Bitcoin ETFs provide a solution to one of the major problems with wallet-based crypto investment .. estate planning. The beneficiary designation on the brokerage account where the ETFs are held will be enough to easily and efficiently pass your Bitcoin holding on to your heirs upon your demise. Very much not the case with a wallet.
In summary, I believe the liquidity and transparency of ETFs make it by far the best way (only way?) to hold Bitcoin.

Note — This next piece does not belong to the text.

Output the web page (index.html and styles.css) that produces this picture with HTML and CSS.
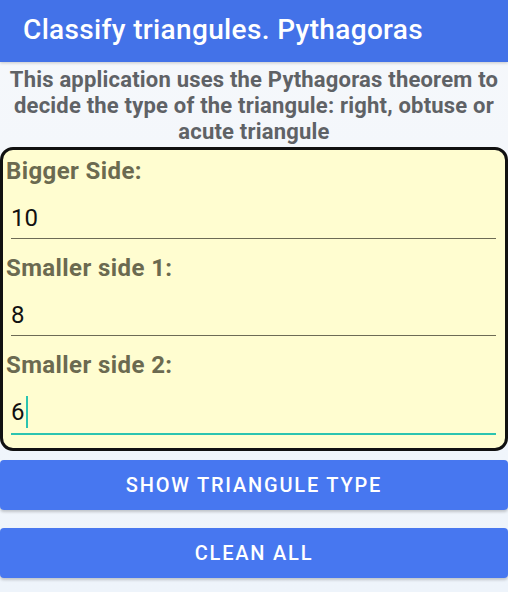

But, as alluded to above, it is important to draw a strong distinction between the “vehicle” (a well-regulated ETF that is subject to proper oversight and transparency) from the “passenger” inside the vehicle (an unregulated asset that trades 24/7 in a completely uncontrolled environment with basically no rules that has been clearly shown to be highly subject to criminal fraud and manipulation and has been dominated by a relatively small number of big players - often revered as demi-gods in crypto-world - many of whom have been recently exposed as jail-bound fraudulent bad actors).
As an advisor with a fiduciary obligation to my clients, I have always taken the position that I was unable to advise clients to expose their assets to that kind of pre-ETF unregulated and risky environment. But if they are determined to do so, I now strongly recommend that the absolute maximum that they risk is 1-2% of their investable assets and use only a Bitcoin ETF to gain the exposure.